- 36 oz bacon
- 10 oz Velveeta cheese
- 1 cup chopped onion
- 4 cans of cream of mushroom
- 1 cup water
- 1 pint heavy whipping cream
- Ground pepper to taste
- 2 tbsp minced garlic
- 3 lbs uncooked spaghetti
- 1/4 cup fish sauce
- Optional: Chopped parsley.
Procedure for the sauce:
- Chopped the bacon into small pieces. Then fry until its crispy. Ste aside. Drain the grease, but leave about 2 tbsp for sauteing.
- Saute garlic and onion. Mix in the bacon.
- Put the fish sauce and ground pepper.
- Mix in the cream of mushroom, and a cup of water. Let it simmer for 5 to 10 minutes.
- Put the heavy whipping cream.
- Put the Velveeta cheese and let it melt. When the cheese has melted, its done.
Procedure for the spaghetti:
- Boil some water.
- When its boiling, put the spaghetti and stir it constantly.
- When its nice and soft, its done.
- Drain the water and coat the spaghetti with butter.
This particular Pinoy recipe, which I learned from Ate Malou, is very rich and delicious. This is not your ordinary Italian Carbonara sauce. I know that Carbonara sauce originates from Italy, but this one is way better. I say that this is a Filipino recipe not only because I learned this from the Philippines, but also is very different from the Italian style. This is different from the way they do it and most of all, the ingredients. I personally haven’t tried the Italian style yet, but I could say just by looking at the ingredients that this carbonara sauce taste a lot better. I could be wrong though. I might try the Italian style next time just to see.
But anyway, this Spaghetti with Carbonara Sauce is perfect for special occasions or even just for simple gatherings. Every time I get invited to a party, this recipe has been the most requested food for me to bring. So, I can say its really good. My husband, once again, likes it a lot. He never had this until I came here and cook it for him, and he was very impressed, and of course, I was very glad that he likes it.

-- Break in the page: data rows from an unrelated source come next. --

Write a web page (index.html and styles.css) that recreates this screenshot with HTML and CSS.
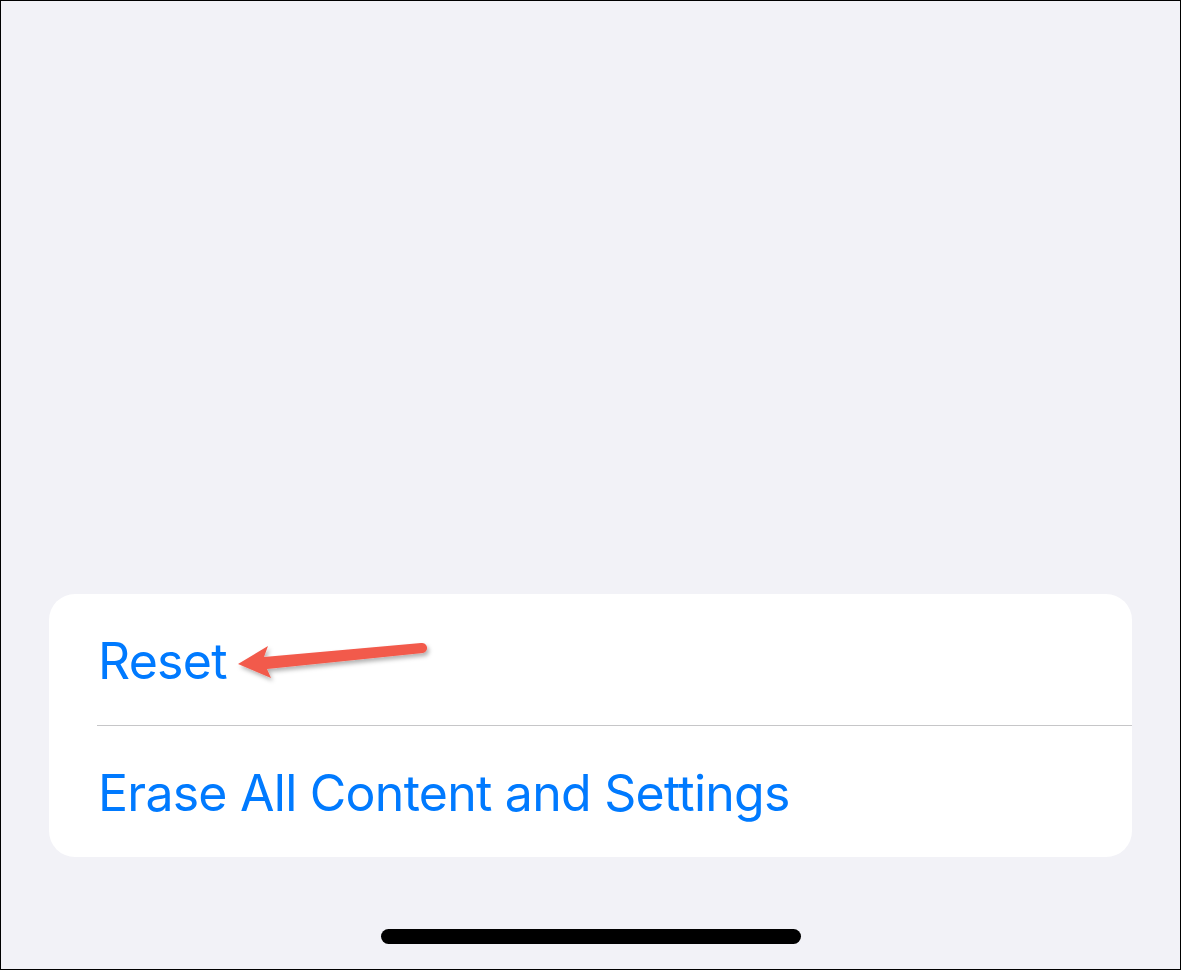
FILE: index.html
```html
<!DOCTYPE html>
<html lang="en">

<head>
    <meta charset="UTF-8">
    <meta name="viewport" content="width=device-width, initial-scale=1.0">

    <link rel="stylesheet" href="styles.css">

    <title>Reset</title>
</head>

<body>
    <div class="screen">
        <div class="group">
            <div class="row">Reset</div>
            <div class="divider"></div>
            <div class="row">Erase All Content and Settings</div>
        </div>
        <div class="home_area">
            <div class="home_bar"></div>
        </div>
    </div>

    <!-- annotation arrow, drawn over the card -->
    <svg class="arrow" width="1181" height="970" viewBox="0 0 1181 970">
        <defs>
            <filter id="shade" x="-10%" y="-50%" width="120%" height="200%">
                <feDropShadow dx="2" dy="3" stdDeviation="2" flood-color="#000" flood-opacity="0.3" />
            </filter>
        </defs>
        <path filter="url(#shade)" fill="#f25a4c"
            d="M238 664 L268 646 L264 657 L421 643 A5 5 0 0 1 423 653 L267 669 L271 678 Z" />
    </svg>
</body>

</html>
```

FILE: styles.css
```css
html,
body {
    margin: 0;
    background-color: #f2f2f7;
}

.screen {
    box-sizing: border-box;
    width: 1181px;
    height: 970px;
    border: 1px solid #000;
    display: flex;
    flex-direction: column;
    justify-content: flex-end;
}

.group {
    margin-left: 48px;
    width: 1083px;
    background-color: #fff;
    border-radius: 26px;
    overflow: hidden;
}

.row {
    height: 131px;
    display: flex;
    align-items: center;
    padding-left: 49px;
    padding-top: 3px;
    box-sizing: border-box;
    font-family: Inter, "Noto Sans", sans-serif;
    font-size: 50px;
    color: #007aff;
    letter-spacing: -0.75px;
}

.divider {
    height: 1px;
    margin-left: 48px;
    background-color: #c6c6c8;
}

.home_area {
    height: 112px;
    display: flex;
    justify-content: center;
    padding-top: 72px;
    box-sizing: border-box;
}

.home_bar {
    width: 420px;
    height: 15px;
    border-radius: 8px;
    background-color: #000;
}

.arrow {
    position: absolute;
    top: 0;
    left: 0;
    pointer-events: none;
}
```
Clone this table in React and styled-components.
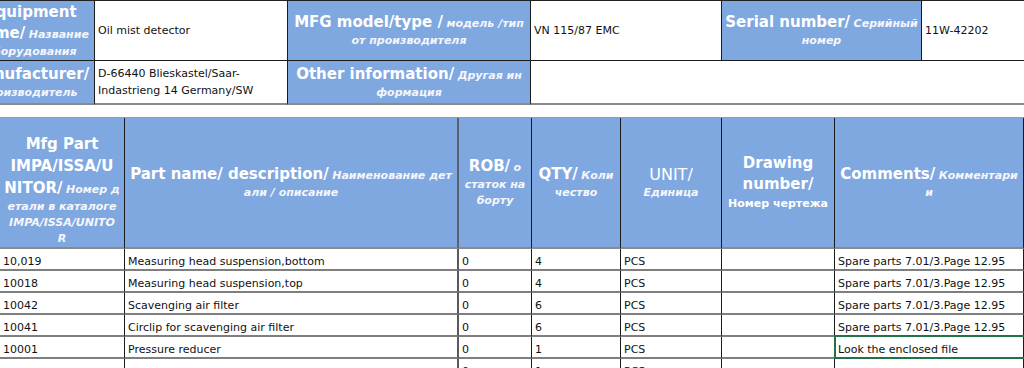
import React from "react";
import styled, { createGlobalStyle } from "styled-components";

const GlobalStyle = createGlobalStyle`
  html, body {
    margin: 0;
    padding: 0;
    background: #ffffff;
  }
  body {
    font-family: "DejaVu Sans", "Liberation Sans", sans-serif;
  }
`;

const BLUE = "#80a8e0";

const Sheet = styled.div`
  width: 1024px;
  height: 368px;
  overflow: hidden;
  background: #fff;
`;

const InfoGrid = styled.div`
  display: grid;
  grid-template-columns: 95px 193px 243px 191px 200px 102px;
  grid-template-rows: 60px 44px;
  border-top: 1px solid #222;
  box-sizing: border-box;
`;

const LabelCell = styled.div`
  background: ${BLUE};
  color: #fff;
  display: flex;
  align-items: center;
  justify-content: ${(p) => (p.$clip ? "flex-start" : "center")};
  text-align: center;
  overflow: hidden;
  white-space: nowrap;
  line-height: 15px;
  font-size: 11px;
  box-sizing: border-box;
  border-right: 1px solid #1a1a1a;
  border-bottom: ${(p) => (p.$last ? "2px solid #8a8a8a" : "1px solid #1a1a1a")};
`;

const ClipBlock = styled.div`
  flex-shrink: 0;
  width: 122px;
  margin-left: ${(p) => p.$shift || "-27px"};
  text-align: center;
`;

const ValueCell = styled.div`
  display: flex;
  align-items: center;
  padding-left: 3px;
  font-size: 11px;
  line-height: 17px;
  color: #111;
  white-space: nowrap;
  overflow: hidden;
  box-sizing: border-box;
  grid-column: ${(p) => p.$span || "auto"};
  border-right: ${(p) => (p.$noRight ? "none" : "1px solid #1a1a1a")};
  border-bottom: ${(p) => (p.$last ? "2px solid #8a8a8a" : "1px solid #1a1a1a")};
`;

const En = styled.span`
  font-weight: bold;
  font-size: 15px;
  line-height: ${(p) => p.$lh || "21px"};
`;

const EnPlain = styled.span`
  font-weight: normal;
  font-size: 16px;
  line-height: 21px;
`;

const Ru = styled.span`
  font-style: italic;
  font-weight: bold;
  font-size: 11px;
  line-height: 16px;
  color: #f4f6fb;
`;

const RuPlain = styled.span`
  font-weight: bold;
  font-size: 11px;
  line-height: 17px;
`;

const Gap = styled.div`
  height: 12px;
`;

const PartsGrid = styled.div`
  display: grid;
  grid-template-columns: 125px 334px 73px 89px 101px 113px 189px;
  grid-template-rows: 131px repeat(6, 22px);
  border-top: 1px solid #9a9a9a;
`;

const HeadCell = styled.div`
  background: ${BLUE};
  color: #fff;
  display: flex;
  align-items: center;
  justify-content: center;
  text-align: center;
  white-space: nowrap;
  overflow: hidden;
  font-size: 11px;
  line-height: 15px;
  box-sizing: border-box;
  padding-top: ${(p) => p.$padTop || "0"};
  border-right: ${(p) => (p.$thick ? "2px solid #5a6170" : "1px solid #1a1a1a")};
  border-bottom: 2px solid #8a8a8a;
`;

const DataCell = styled.div`
  display: flex;
  align-items: flex-end;
  padding: 0 0 0 3px;
  font-size: 11px;
  line-height: 14px;
  color: #111;
  white-space: nowrap;
  box-sizing: border-box;
  position: relative;
  border-right: ${(p) => (p.$thick ? "2px solid #5a5a5a" : "1px solid #1a1a1a")};
  border-bottom: 2px solid #7f7f7f;
  ${(p) =>
    p.$selected &&
    `
    &::after {
      content: "";
      position: absolute;
      left: -1px;
      top: -2px;
      right: -6px;
      bottom: -2px;
      border: 2px solid #217346;
      pointer-events: none;
    }
  `}
`;

const headers = [
  (
    <>
      <En $lh="22px">Mfg Part</En>
      <br />
      <En $lh="22px">IMPA/ISSA/U</En>
      <br />
      <En $lh="22px">NITOR/</En> <Ru>Номер д</Ru>
      <br />
      <Ru>етали в каталоге</Ru>
      <br />
      <Ru>IMPA/ISSA/UNITO</Ru>
      <br />
      <Ru>R</Ru>
    </>
  ),
  (
    <>
      <En>Part name/ description/</En> <Ru>Наименование дет</Ru>
      <br />
      <Ru>али / описание</Ru>
    </>
  ),
  (
    <>
      <En>ROB/</En> <Ru>о</Ru>
      <br />
      <Ru>статок на</Ru>
      <br />
      <Ru>борту</Ru>
    </>
  ),
  (
    <>
      <En>QTY/</En> <Ru>Коли</Ru>
      <br />
      <Ru>чество</Ru>
    </>
  ),
  (
    <>
      <EnPlain>UNIT/</EnPlain>
      <br />
      <Ru>Единица</Ru>
    </>
  ),
  (
    <>
      <En>Drawing</En>
      <br />
      <En>number/</En>
      <br />
      <RuPlain>Номер чертежа</RuPlain>
    </>
  ),
  (
    <>
      <En>Comments/</En> <Ru>Комментари</Ru>
      <br />
      <Ru>и</Ru>
    </>
  ),
];

const rows = [
  ["10,019", "Measuring head suspension,bottom", "0", "4", "PCS", "", "Spare parts 7.01/3.Page 12.95"],
  ["10018", "Measuring head suspension,top", "0", "4", "PCS", "", "Spare parts 7.01/3.Page 12.95"],
  ["10042", "Scavenging air filter", "0", "6", "PCS", "", "Spare parts 7.01/3.Page 12.95"],
  ["10041", "Circlip for scavenging air filter", "0", "6", "PCS", "", "Spare parts 7.01/3.Page 12.95"],
  ["10001", "Pressure reducer", "0", "1", "PCS", "", "Look the enclosed file"],
  ["", "", "0", "1", "PCS", "", ""],
];

export default function App() {
  return (
    <>
      <GlobalStyle />
      <Sheet>
        <InfoGrid>
          <LabelCell $clip>
            <ClipBlock $shift="-30px">
              <En>Equipment</En>
              <br />
              <En>name/</En> <Ru>Название</Ru>
              <br />
              <Ru>оборудования</Ru>
            </ClipBlock>
          </LabelCell>
          <ValueCell>Oil mist detector</ValueCell>
          <LabelCell>
            <div>
              <En>MFG model/type /</En> <Ru>модель /тип</Ru>
              <br />
              <Ru>от производителя</Ru>
            </div>
          </LabelCell>
          <ValueCell>VN 115/87 EMC</ValueCell>
          <LabelCell>
            <div>
              <En>Serial number/</En> <Ru>Серийный</Ru>
              <br />
              <Ru>номер</Ru>
            </div>
          </LabelCell>
          <ValueCell $noRight>11W-42202</ValueCell>

          <LabelCell $clip $last>
            <ClipBlock $shift="-32px">
              <En>Manufacturer/</En>
              <br />
              <Ru>производитель</Ru>
            </ClipBlock>
          </LabelCell>
          <ValueCell $last>
            <div>
              D-66440 Blieskastel/Saar-
              <br />
              Indastrieng 14 Germany/SW
            </div>
          </ValueCell>
          <LabelCell $last>
            <div>
              <En>Other information/</En> <Ru>Другая ин</Ru>
              <br />
              <Ru>формация</Ru>
            </div>
          </LabelCell>
          <ValueCell $last $noRight $span="span 3" />
        </InfoGrid>

        <Gap />

        <PartsGrid>
          {headers.map((h, i) => (
            <HeadCell key={i} $thick={i === 1} $padTop={i === 0 ? "14px" : "0"}>
              <div>{h}</div>
            </HeadCell>
          ))}
          {rows.map((r, ri) =>
            r.map((v, ci) => (
              <DataCell
                key={`${ri}-${ci}`}
                $thick={ci === 1}
                $selected={ri === 4 && ci === 6}
              >
                {v}
              </DataCell>
            ))
          )}
        </PartsGrid>
      </Sheet>
    </>
  );
}
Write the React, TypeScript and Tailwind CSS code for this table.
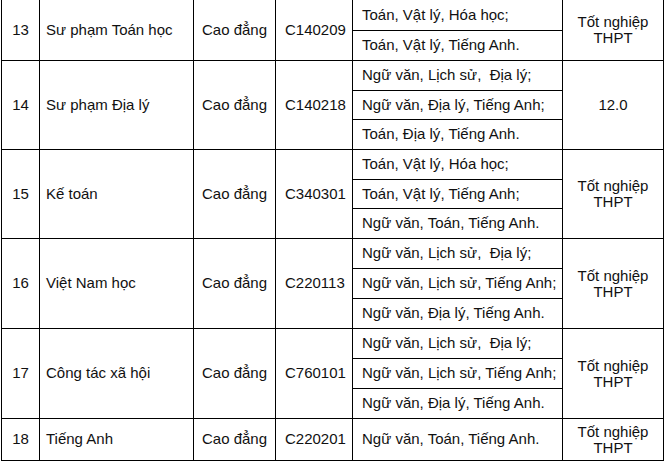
type Row = {
  no: string;
  name: string;
  code: string;
  subjects: string[];
  score: string[];
  height: string;
};

const rows: Row[] = [
  {
    no: '13',
    name: 'Sư phạm Toán học',
    code: 'C140209',
    subjects: ['Toán, Vật lý, Hóa học;', 'Toán, Vật lý, Tiếng Anh.'],
    score: ['Tốt nghiệp', 'THPT'],
    height: 'h-[61px]',
  },
  {
    no: '14',
    name: 'Sư phạm Địa lý',
    code: 'C140218',
    subjects: ['Ngữ văn, Lịch sử,  Địa lý;', 'Ngữ văn, Địa lý, Tiếng Anh;', 'Toán, Địa lý, Tiếng Anh.'],
    score: ['12.0'],
    height: 'h-[89px]',
  },
  {
    no: '15',
    name: 'Kế toán',
    code: 'C340301',
    subjects: ['Toán, Vật lý, Hóa học;', 'Toán, Vật lý, Tiếng Anh;', 'Ngữ văn, Toán, Tiếng Anh.'],
    score: ['Tốt nghiệp', 'THPT'],
    height: 'h-[89px]',
  },
  {
    no: '16',
    name: 'Việt Nam học',
    code: 'C220113',
    subjects: ['Ngữ văn, Lịch sử,  Địa lý;', 'Ngữ văn, Lịch sử, Tiếng Anh;', 'Ngữ văn, Địa lý, Tiếng Anh.'],
    score: ['Tốt nghiệp', 'THPT'],
    height: 'h-[90px]',
  },
  {
    no: '17',
    name: 'Công tác xã hội',
    code: 'C760101',
    subjects: ['Ngữ văn, Lịch sử,  Địa lý;', 'Ngữ văn, Lịch sử, Tiếng Anh;', 'Ngữ văn, Địa lý, Tiếng Anh.'],
    score: ['Tốt nghiệp', 'THPT'],
    height: 'h-[90px]',
  },
  {
    no: '18',
    name: 'Tiếng Anh',
    code: 'C220201',
    subjects: ['Ngữ văn, Toán, Tiếng Anh.'],
    score: ['Tốt nghiệp', 'THPT'],
    height: 'h-[42px]',
  },
];

export default function App() {
  return (
    <div className="h-[461px] w-[665px] overflow-hidden bg-white">
      <div
        className="ml-px w-[663px] border-l border-black text-[15px] text-[#111]"
        style={{ fontFamily: '"Liberation Sans", Arial, sans-serif' }}
      >
        {rows.map((row) => (
          <div key={row.no} className={`flex border-b border-black ${row.height}`}>
            <div className="flex w-[38px] shrink-0 items-center justify-center border-r border-black">{row.no}</div>
            <div className="flex w-[154px] shrink-0 items-center border-r border-black pl-[6px]">{row.name}</div>
            <div className="flex w-[82px] shrink-0 items-center justify-center border-r border-black">Cao đẳng</div>
            <div className="flex w-[77px] shrink-0 items-center border-r border-black pl-[9px]">{row.code}</div>
            <div className="flex w-[210px] shrink-0 flex-col border-r border-black">
              {row.subjects.map((s, i) => (
                <div
                  key={i}
                  className={`flex flex-1 items-center whitespace-pre pl-[9px] ${i < row.subjects.length - 1 ? 'border-b border-black' : ''}`}
                >
                  {s}
                </div>
              ))}
            </div>
            <div className="flex w-[101px] shrink-0 flex-col items-center justify-center border-r border-black leading-[16px]">
              {row.score.map((line) => (
                <span key={line}>{line}</span>
              ))}
            </div>
          </div>
        ))}
      </div>
    </div>
  );
}
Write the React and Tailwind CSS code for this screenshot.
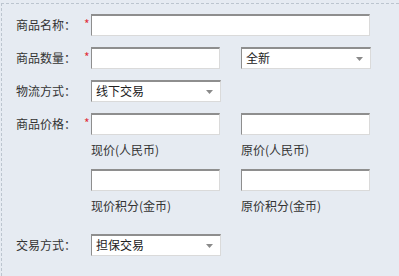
import React from 'react';

const boxCls =
    'h-[22px] bg-white border-t-2 border-l border-r border-b border-t-[#8e8e8e] border-l-[#8e8e8e] border-r-[#dadada] border-b-[#dadada]';

const Field = ({ w }) => <div className={`${boxCls} ${w}`}></div>;

const Select = ({ w, value }) => (
    <div className={`${boxCls} ${w} flex items-center justify-between pl-[4px] pr-[7px] text-[12px] text-[#222]`}>
        <span className="leading-none -mt-[1px]">{value}</span>
        <svg width="7" height="4" viewBox="0 0 7 4">
            <path d="M0 0 L7 0 L3.5 4 Z" fill="#8a8a8a" />
        </svg>
    </div>
);

const Label = ({ text, required }) => (
    <div className="flex items-center pl-[14px]">
        <span className="w-[68px] text-[12px] text-[#333]">{text}</span>
        <span className="w-[7px] text-[12px] text-[#e0303a] leading-none -mt-[3px]">{required ? '*' : ''}</span>
    </div>
);

const App = () => {
    return (
        <div
            className="w-[399px] h-[276px] bg-[#e6ebf2] overflow-hidden"
            style={{ fontFamily: '"Noto Sans CJK SC", "Noto Sans", sans-serif' }}
        >
            <div className="mt-[3px] ml-[1px] h-[273px] border-t border-l border-dashed border-[#bcc5cf]">
                <div className="flex items-center mt-[10px]">
                    <Label text="商品名称：" required />
                    <Field w="w-[279px]" />
                </div>
                <div className="flex items-center mt-[11px]">
                    <Label text="商品数量：" required />
                    <Field w="w-[129px]" />
                    <div className="ml-[21px]">
                        <Select w="w-[130px]" value="全新" />
                    </div>
                </div>
                <div className="flex items-center mt-[11px]">
                    <Label text="物流方式：" />
                    <Select w="w-[130px]" value="线下交易" />
                </div>
                <div className="flex items-center mt-[11px]">
                    <Label text="商品价格：" required />
                    <Field w="w-[129px]" />
                    <div className="ml-[21px]">
                        <Field w="w-[129px]" />
                    </div>
                </div>
                <div className="flex mt-[7px] pl-[89px] text-[12px] text-[#333] leading-[16px]">
                    <span className="w-[150px]">现价(人民币)</span>
                    <span>原价(人民币)</span>
                </div>
                <div className="flex mt-[11px] pl-[89px]">
                    <Field w="w-[129px]" />
                    <div className="ml-[21px]">
                        <Field w="w-[129px]" />
                    </div>
                </div>
                <div className="flex mt-[7px] pl-[89px] text-[12px] text-[#333] leading-[16px]">
                    <span className="w-[150px]">现价积分(金币)</span>
                    <span>原价积分(金币)</span>
                </div>
                <div className="flex items-center mt-[20px]">
                    <Label text="交易方式：" />
                    <Select w="w-[130px]" value="担保交易" />
                </div>
            </div>
        </div>
    );
};

export default App;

I can’t really tell which is the key ingredient to this recipe. It’s not only the bacon, heavy whipping cream, or the cheese. I think its the combination of all. And the combination of the ingredients makes it perfect. There was one time that I forgot to put the cheese. It still turned out good though, but not as good as what I was expecting it to be. So yes, the cheese plays a great part when it comes to flavoring. Same thing with the heavy whipping cream. I tried using just regular milk before ( I ran out of heavy whipping cream) but it didn’t come out right. So I guess the key to making this particular Pinoy recipe perfect is having all the ingredients together. No more, no less.